Use good housekeeping practices - always remove trash immediately, vacuum frequently, if your dog travels with you invest in an inexpensive moving blanket - they are thick enough to protect your upholstery even from nails and easy to throw in the washer and dryer to keep fresh and clean, blot up spills as soon as possible by laying a damp towel on the spill and let the towel 'wick' up liquids, don't push it into the fabric.

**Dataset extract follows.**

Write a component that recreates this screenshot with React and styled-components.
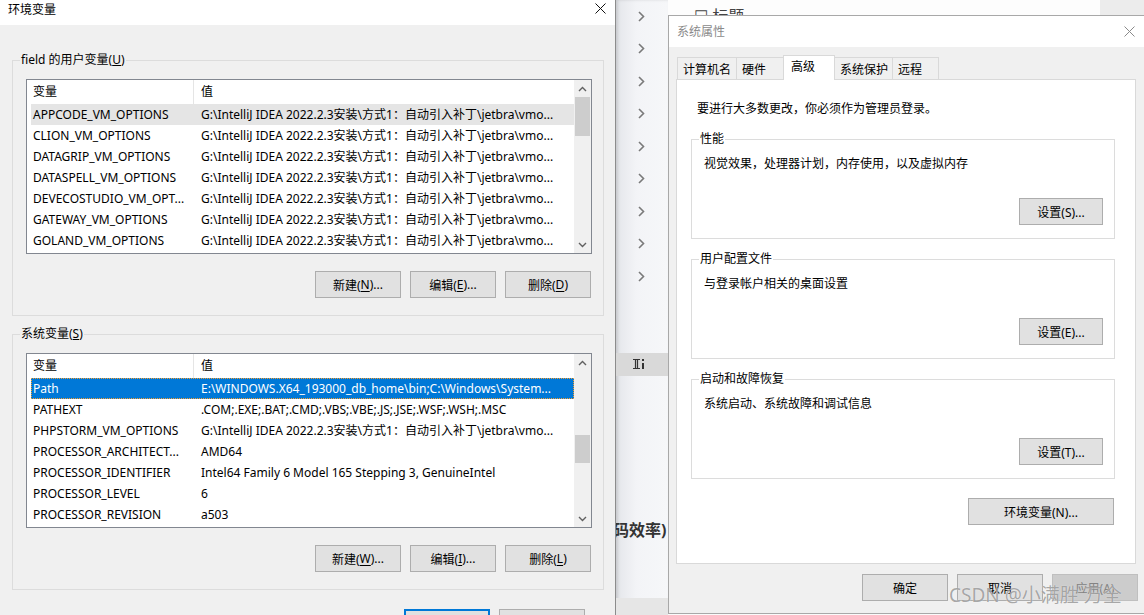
import React from "react";
import styled, { createGlobalStyle } from "styled-components";

const GlobalStyle = createGlobalStyle`
  html, body {
    margin: 0;
    padding: 0;
  }
  body {
    font-family: "Noto Sans", "Noto Sans CJK SC", sans-serif;
    font-size: 12px;
    color: #000;
  }
`;

const JB = "G:\\IntelliJ IDEA 2022.2.3安装\\方式1：自动引入补丁\\jetbra\\vmo...";

const userVars = [
  ["APPCODE_VM_OPTIONS", JB],
  ["CLION_VM_OPTIONS", JB],
  ["DATAGRIP_VM_OPTIONS", JB],
  ["DATASPELL_VM_OPTIONS", JB],
  ["DEVECOSTUDIO_VM_OPT...", JB],
  ["GATEWAY_VM_OPTIONS", JB],
  ["GOLAND_VM_OPTIONS", JB],
];

const sysVars = [
  ["Path", "E:\\WINDOWS.X64_193000_db_home\\bin;C:\\Windows\\System..."],
  ["PATHEXT", ".COM;.EXE;.BAT;.CMD;.VBS;.VBE;.JS;.JSE;.WSF;.WSH;.MSC"],
  ["PHPSTORM_VM_OPTIONS", JB],
  ["PROCESSOR_ARCHITECT...", "AMD64"],
  ["PROCESSOR_IDENTIFIER", "Intel64 Family 6 Model 165 Stepping 3, GenuineIntel"],
  ["PROCESSOR_LEVEL", "6"],
  ["PROCESSOR_REVISION", "a503"],
];

const tabs = [
  { label: "计算机名", w: 60 },
  { label: "硬件", w: 48 },
  { label: "高级", w: 52, active: true },
  { label: "系统保护", w: 59 },
  { label: "远程", w: 47 },
];

const sections = [
  { title: "性能", text: "视觉效果，处理器计划，内存使用，以及虚拟内存", btn: "设置(S)..." },
  { title: "用户配置文件", text: "与登录帐户相关的桌面设置", btn: "设置(E)..." },
  { title: "启动和故障恢复", text: "系统启动、系统故障和调试信息", btn: "设置(T)..." },
];

const CloseIcon = ({ color }) => (
  <svg width="11" height="11" viewBox="0 0 11 11">
    <path d="M0.5 0.5 L10.5 10.5 M10.5 0.5 L0.5 10.5" stroke={color} strokeWidth="1" fill="none" />
  </svg>
);

const Chevron = ({ up }) => (
  <svg width="9" height="6" viewBox="0 0 9 6">
    <polyline
      points={up ? "1,5 4.5,1.5 8,5" : "1,1 4.5,4.5 8,1"}
      stroke="#606060"
      strokeWidth="1.4"
      fill="none"
    />
  </svg>
);

const NavArrow = () => (
  <svg width="7" height="11" viewBox="0 0 7 11">
    <polyline points="1,1 5.5,5.5 1,10" stroke="#7a7a7a" strokeWidth="1.6" fill="none" />
  </svg>
);

const ListIcon = () => (
  <svg width="12" height="12" viewBox="0 0 12 12">
    <path d="M0 1.5 H7 M0 10.5 H7 M2.5 1.5 V10.5 M4.5 1.5 V10.5" stroke="#333" strokeWidth="1.2" fill="none" />
    <rect x="9" y="1" width="2" height="2" fill="#333" />
    <rect x="9" y="5" width="2" height="6" fill="#333" />
  </svg>
);

const VarList = ({ rows, selected, hover, thumbTop, thumbHeight }) => (
  <ListBox>
    <Table>
      <HeadRow>
        <Cell $first $head>变量</Cell>
        <Cell $head>值</Cell>
      </HeadRow>
      {rows.map(([name, value], i) => (
        <Row key={name} $state={i === selected ? "selected" : i === hover ? "hover" : ""}>
          <Cell $first>{name}</Cell>
          <Cell>{value}</Cell>
        </Row>
      ))}
    </Table>
    <ScrollBar>
      <ScrollArrow>
        <Chevron up />
      </ScrollArrow>
      <Track>
        <Thumb $top={thumbTop} $height={thumbHeight} />
      </Track>
      <ScrollArrow>
        <Chevron />
      </ScrollArrow>
    </ScrollBar>
  </ListBox>
);

const App = () => {
  return (
    <>
      <GlobalStyle />
      <Screen>
        <EnvDialog>
          <TitleBar $h={25} $pt={2} $pr={9}>
            <span>环境变量</span>
            <CloseSlot $top={1}>
              <CloseIcon color="#111" />
            </CloseSlot>
          </TitleBar>
          <EnvBody>
            <Group $top={27} $pb={17}>
              <Legend>
                field 的用户变量(<u>U</u>)
              </Legend>
              <GroupInner $pl={6}>
                <VarList rows={userVars} hover={0} thumbTop={0} thumbHeight={39} />
                <ButtonRow $mt={17} $pr={1}>
                  <Button>
                    新建(<u>N</u>)...
                  </Button>
                  <Button>
                    编辑(<u>E</u>)...
                  </Button>
                  <Button>
                    删除(<u>D</u>)
                  </Button>
                </ButtonRow>
              </GroupInner>
            </Group>
            <Group $top={10} $pb={17}>
              <Legend>
                系统变量(<u>S</u>)
              </Legend>
              <GroupInner $pl={6}>
                <VarList rows={sysVars} selected={0} thumbTop={64} thumbHeight={28} />
                <ButtonRow $mt={17} $pr={1}>
                  <Button>
                    新建(<u>W</u>)...
                  </Button>
                  <Button>
                    编辑(<u>I</u>)...
                  </Button>
                  <Button>
                    删除(<u>L</u>)
                  </Button>
                </ButtonRow>
              </GroupInner>
            </Group>
            <ButtonRow $mt={19} $pr={19}>
              <Button $primary>确定</Button>
              <Button>取消</Button>
            </ButtonRow>
          </EnvBody>
        </EnvDialog>

        <Backdrop>
          <Sidebar>
            <NavList>
              {Array.from({ length: 9 }).map((_, i) => (
                <NavItem key={i}>
                  <NavArrow />
                </NavItem>
              ))}
            </NavList>
            <ToolBand>
              <ListIcon />
            </ToolBand>
            <PageText>码效率)</PageText>
            <SidebarFoot />
          </Sidebar>

          <MainColumn>
            <PageHeader>
              <HeaderTitle>☐ 标题</HeaderTitle>
              <HeaderGray />
            </PageHeader>
            <SysDialog>
              <TitleBar $h={31} $pt={8} $pr={9} $muted>
                <span>系统属性</span>
                <CloseSlot $top={2}>
                  <CloseIcon color="#8a8a8a" />
                </CloseSlot>
              </TitleBar>
              <SysBody>
                <TabStrip>
                  {tabs.map((t) => (
                    <Tab key={t.label} $w={t.w} $active={t.active}>
                      {t.label}
                    </Tab>
                  ))}
                </TabStrip>
                <TabPanel>
                  <Intro>要进行大多数更改，你必须作为管理员登录。</Intro>
                  {sections.map((s, i) => (
                    <Group key={s.title} $top={i === 0 ? 14 : 12} $pb={13} $w={424}>
                      <Legend>{s.title}</Legend>
                      <GroupInner $pl={5}>
                        <GroupText>{s.text}</GroupText>
                        <ButtonRow $mt={26} $pr={0}>
                          <Button $w={84}>{s.btn}</Button>
                        </ButtonRow>
                      </GroupInner>
                    </Group>
                  ))}
                  <ButtonRow $mt={19} $pr={1} $w={424}>
                    <Button $w={146}>环境变量(N)...</Button>
                  </ButtonRow>
                </TabPanel>
                <ButtonRow $mt={10} $pr={0}>
                  <Button>确定</Button>
                  <Button>取消</Button>
                  <Button $disabled>应用(A)</Button>
                </ButtonRow>
              </SysBody>
            </SysDialog>
          </MainColumn>
        </Backdrop>

        <Watermark>CSDN @小满胜 万全</Watermark>
      </Screen>
    </>
  );
};

const Screen = styled.div`
  position: relative;
  display: flex;
  width: 1144px;
  height: 615px;
  overflow: hidden;
  background: #f0f0f0;
`;

const EnvDialog = styled.div`
  width: 615px;
  flex-shrink: 0;
  display: flex;
  flex-direction: column;
  background: #f0f0f0;
  border-right: 1px solid #8c8c8c;
`;

const TitleBar = styled.div`
  height: ${(p) => p.$h}px;
  flex-shrink: 0;
  box-sizing: border-box;
  display: flex;
  justify-content: space-between;
  align-items: flex-start;
  padding: ${(p) => p.$pt}px ${(p) => p.$pr}px 0 8px;
  background: #fff;
  line-height: 16px;
  color: ${(p) => (p.$muted ? "#8a8a8a" : "#000")};
`;

const CloseSlot = styled.div`
  margin-top: ${(p) => p.$top}px;
  display: flex;
`;

const EnvBody = styled.div`
  display: flex;
  flex-direction: column;
  padding: 0 11px 0 12px;
`;

const Group = styled.fieldset`
  margin: ${(p) => p.$top}px 0 0;
  padding: 0 11px ${(p) => p.$pb}px 7px;
  border: 1px solid #dcdcdc;
  min-width: 0;
  width: ${(p) => (p.$w ? `${p.$w}px` : "auto")};
  box-sizing: border-box;
`;

const Legend = styled.legend`
  padding: 0 1px;
  line-height: 16px;
  color: #000;
`;

const GroupInner = styled.div`
  padding-left: ${(p) => p.$pl}px;
  padding-top: 11px;
`;

const ListBox = styled.div`
  display: flex;
  height: 175px;
  box-sizing: border-box;
  border: 1px solid #828790;
  background: #fff;
  overflow: hidden;
`;

const Table = styled.div`
  flex: 1;
  min-width: 0;
  padding-left: 4px;
`;

const HeadRow = styled.div`
  display: flex;
  height: 24px;
  line-height: 23px;
`;

const Row = styled.div`
  display: flex;
  height: 21px;
  line-height: 21px;
  box-sizing: border-box;
  background: ${(p) =>
    p.$state === "selected" ? "#0078d7" : p.$state === "hover" ? "#e5e5e5" : "transparent"};
  color: ${(p) => (p.$state === "selected" ? "#fff" : "#000")};
  outline: ${(p) => (p.$state === "selected" ? "1px dotted #f59f32" : "none")};
  outline-offset: -1px;
`;

const Cell = styled.div`
  flex: ${(p) => (p.$first ? "0 0 163px" : "1")};
  min-width: 0;
  box-sizing: border-box;
  padding-left: ${(p) => (p.$first ? 2 : 7)}px;
  white-space: nowrap;
  overflow: hidden;
  text-overflow: ellipsis;
  border-right: ${(p) => (p.$first && p.$head ? "1px solid #e5e5e5" : "none")};
`;

const ScrollBar = styled.div`
  width: 17px;
  flex-shrink: 0;
  display: flex;
  flex-direction: column;
  background: #f0f0f0;
`;

const ScrollArrow = styled.div`
  height: 17px;
  display: flex;
  align-items: center;
  justify-content: center;
`;

const Track = styled.div`
  flex: 1;
  padding: 0 1px;
`;

const Thumb = styled.div`
  margin-top: ${(p) => p.$top}px;
  height: ${(p) => p.$height}px;
  background: #cdcdcd;
`;

const ButtonRow = styled.div`
  display: flex;
  justify-content: flex-end;
  gap: 9px;
  margin-top: ${(p) => p.$mt}px;
  padding-right: ${(p) => p.$pr}px;
  width: ${(p) => (p.$w ? `${p.$w}px` : "auto")};
  box-sizing: border-box;
`;

const Button = styled.div`
  width: ${(p) => p.$w || 86}px;
  height: 27px;
  flex-shrink: 0;
  box-sizing: border-box;
  display: flex;
  align-items: center;
  justify-content: center;
  background: ${(p) => (p.$disabled ? "#cccccc" : "#e1e1e1")};
  border: ${(p) => (p.$primary ? "2px solid #0078d7" : p.$disabled ? "1px solid #bfbfbf" : "1px solid #adadad")};
  color: ${(p) => (p.$disabled ? "#838383" : "#000")};
  white-space: nowrap;
  u {
    text-underline-offset: 2px;
  }
`;

const Backdrop = styled.div`
  flex: 1;
  display: flex;
  min-width: 0;
  background: #fafafa;
`;

const Sidebar = styled.div`
  width: 52px;
  flex-shrink: 0;
  display: flex;
  flex-direction: column;
  background: linear-gradient(to right, #e4e6ea, #f3f4f7 40%, #f6f7f9);
  box-shadow: inset 2px 0 3px rgba(0, 0, 0, 0.12);
  overflow: hidden;
`;

const NavList = styled.div`
  display: flex;
  flex-direction: column;
`;

const NavItem = styled.div`
  height: 32.5px;
  display: flex;
  align-items: center;
  padding-left: 22px;
`;

const ToolBand = styled.div`
  margin-top: 60px;
  height: 23px;
  display: flex;
  align-items: center;
  padding-left: 17px;
  background: #d9d9d9;
`;

const PageText = styled.div`
  margin-top: 143px;
  height: 22px;
  line-height: 22px;
  font-size: 16px;
  font-weight: bold;
  color: #333;
  white-space: nowrap;
  text-indent: -3px;
`;

const SidebarFoot = styled.div`
  margin-top: auto;
  height: 17px;
  background: #e6e6e6;
`;

const MainColumn = styled.div`
  flex: 1;
  min-width: 0;
  display: flex;
  flex-direction: column;
`;

const PageHeader = styled.div`
  height: 15px;
  flex-shrink: 0;
  display: flex;
  overflow: hidden;
  background: #fdfdfd;
`;

const HeaderTitle = styled.div`
  flex: 1;
  margin-top: 7px;
  padding-left: 26px;
  font-size: 16px;
  line-height: 18px;
  color: #444;
`;

const HeaderGray = styled.div`
  width: 44px;
  background: #ececec;
`;

const SysDialog = styled.div`
  height: 599px;
  flex-shrink: 0;
  box-sizing: border-box;
  display: flex;
  flex-direction: column;
  background: #f0f0f0;
  border: 1px solid #a8a8a8;
  border-right: none;
`;

const SysBody = styled.div`
  display: flex;
  flex-direction: column;
  padding: 0 6px 0 7px;
`;

const TabStrip = styled.div`
  display: flex;
  align-items: flex-end;
  height: 24px;
  margin-top: 9px;
  padding-left: 1px;
  margin-bottom: -1px;
`;

const Tab = styled.div`
  position: relative;
  z-index: ${(p) => (p.$active ? 2 : 1)};
  width: ${(p) => p.$w}px;
  height: ${(p) => (p.$active ? 25 : 23)}px;
  box-sizing: border-box;
  margin-right: -1px;
  padding-left: ${(p) => (p.$active ? 7 : 5)}px;
  line-height: ${(p) => (p.$active ? 21 : 23)}px;
  border: 1px solid #d9d9d9;
  border-bottom: ${(p) => (p.$active ? "none" : "1px solid #d9d9d9")};
  background: ${(p) => (p.$active ? "#fff" : "#f0f0f0")};
  white-space: nowrap;
`;

const TabPanel = styled.div`
  width: 460px;
  height: 485px;
  box-sizing: border-box;
  display: flex;
  flex-direction: column;
  padding: 0 0 0 14px;
  background: #fff;
  border: 1px solid #d9d9d9;
`;

const Intro = styled.div`
  margin-top: 21px;
  padding-left: 6px;
  line-height: 16px;
`;

const GroupText = styled.div`
  margin-top: -2px;
  line-height: 16px;
`;

const Watermark = styled.div`
  position: absolute;
  left: 949px;
  top: 582px;
  font-family: "Noto Sans", "Noto Sans CJK SC", sans-serif;
  font-size: 19px;
  line-height: 26px;
  color: rgba(110, 110, 110, 0.6);
  text-shadow: 0 0 1px rgba(255, 255, 255, 0.9);
  white-space: nowrap;
  pointer-events: none;
`;

export default App;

For glass use a glass cleaner designed for vehicles - household cleaners are not designed to remove the film that is emitted from interior materials. Wash from right to left on the outside, up and down on the inside so you can tell which side a streak is on if you have one. Using a micro fiber towel, not paper towels that leave lint and have glue in them will decrease streaks. DO NOT clean data screens with window cleaner - treat them exactly as you would your computer or phone with the appropriate products.
Wipe down all surfaces with a damp micro fiber towel. There are many interior 'quick detailers' on the market for this purpose.
We recommend using the correct quality product made specifically for your leather upholstery - there is a great difference between the leather used in vintage and even older modern vehicles and the manufacturing processes used in the leather and "pleather' products used in new vehicles. Consult your Owners Manual for specifics pertaining to your vehicle as many newer vehicles will recommend only a damp wipe down - no chemicals should be used.